We Feel Fine
It’s probably not fashionable to display ambition quite as boldly as the creators of We Feel Fine do. They describe their project as “an almanac of human emotion”, no less. But fashion bedamned because, however satisfying you find the results, there is something about the very attempt to capture how everyone in the world is feeling that is simply breathtaking. The fact that it is conducted in real time, before your very eyes, is more than breathtaking – it’s pretty much a first in human history.
Broadly speaking, We Feel Fine is two things: a book and a website. I haven’t seen the book but the website seems far more interesting. Its centrepiece, the We Feel Fine applet, works by randomly lifting sentences starting with the words “I feel” from countless different blogs around the world and then displaying them in various ways.

This is already quite original, but what the applet does with these nuggets of subjectivity is even more interesting. Amazingly, it gives the user a considerable amount of control over how these sentiments are organised and viewed. You can organise them by writer location, age, gender, date and so on. You can choose to have them displayed alongside “mood” images that are adjudged (by computer) to have some visual affinity with the emotions expressed verbally. There are even more ways to view the purloined phrases, but I won’t spoil the surprise by revealing them here. This is one site you really have to play around with to appreciate.

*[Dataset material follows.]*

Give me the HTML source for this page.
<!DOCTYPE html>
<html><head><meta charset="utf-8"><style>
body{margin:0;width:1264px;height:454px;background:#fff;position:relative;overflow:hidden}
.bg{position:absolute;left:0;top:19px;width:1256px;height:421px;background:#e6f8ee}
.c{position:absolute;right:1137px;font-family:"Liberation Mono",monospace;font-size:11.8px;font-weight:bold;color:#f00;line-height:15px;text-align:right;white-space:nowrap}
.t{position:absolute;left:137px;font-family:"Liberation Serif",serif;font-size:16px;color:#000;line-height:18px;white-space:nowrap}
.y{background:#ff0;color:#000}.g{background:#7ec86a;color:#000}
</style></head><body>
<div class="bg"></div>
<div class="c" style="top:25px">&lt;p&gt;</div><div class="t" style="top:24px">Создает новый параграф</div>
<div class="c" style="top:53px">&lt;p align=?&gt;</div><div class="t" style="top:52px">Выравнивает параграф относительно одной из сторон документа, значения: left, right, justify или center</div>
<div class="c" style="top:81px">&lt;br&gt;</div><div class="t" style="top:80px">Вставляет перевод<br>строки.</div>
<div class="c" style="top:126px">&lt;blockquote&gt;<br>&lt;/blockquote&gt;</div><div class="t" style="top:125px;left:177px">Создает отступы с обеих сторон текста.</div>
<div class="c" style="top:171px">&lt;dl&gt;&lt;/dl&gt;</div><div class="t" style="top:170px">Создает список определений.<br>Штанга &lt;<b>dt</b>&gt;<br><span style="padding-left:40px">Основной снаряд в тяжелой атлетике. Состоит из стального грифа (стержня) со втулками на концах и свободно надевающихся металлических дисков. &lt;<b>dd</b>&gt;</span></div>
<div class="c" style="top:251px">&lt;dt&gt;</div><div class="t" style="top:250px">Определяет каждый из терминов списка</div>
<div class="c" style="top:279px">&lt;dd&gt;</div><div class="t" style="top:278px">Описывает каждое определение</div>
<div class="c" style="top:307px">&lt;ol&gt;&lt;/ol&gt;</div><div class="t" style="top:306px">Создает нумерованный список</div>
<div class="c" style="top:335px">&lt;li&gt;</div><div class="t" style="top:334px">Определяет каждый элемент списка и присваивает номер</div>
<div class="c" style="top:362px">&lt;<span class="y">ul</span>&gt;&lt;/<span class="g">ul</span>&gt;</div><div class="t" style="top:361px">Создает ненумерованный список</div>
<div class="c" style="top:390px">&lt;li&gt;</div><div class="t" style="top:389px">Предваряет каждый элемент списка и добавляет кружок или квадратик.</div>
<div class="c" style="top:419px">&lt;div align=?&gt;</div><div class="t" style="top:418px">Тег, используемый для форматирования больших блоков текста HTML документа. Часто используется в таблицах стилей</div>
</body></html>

So what are we to make of We Feel Fine? Is it art? Is it sociology? It’s probably too unmediated to be art. It’s almost certainly too mercurial to be sociology. It feels more like an exemplar of some new genre, one made possible for the first time by that mad cacophony of voices we call the Internet. Whatever it is, We Feel Fine does something remarkable: it provides us with an adjustable eyepiece through which we can glimpse the sublime disorder of human life.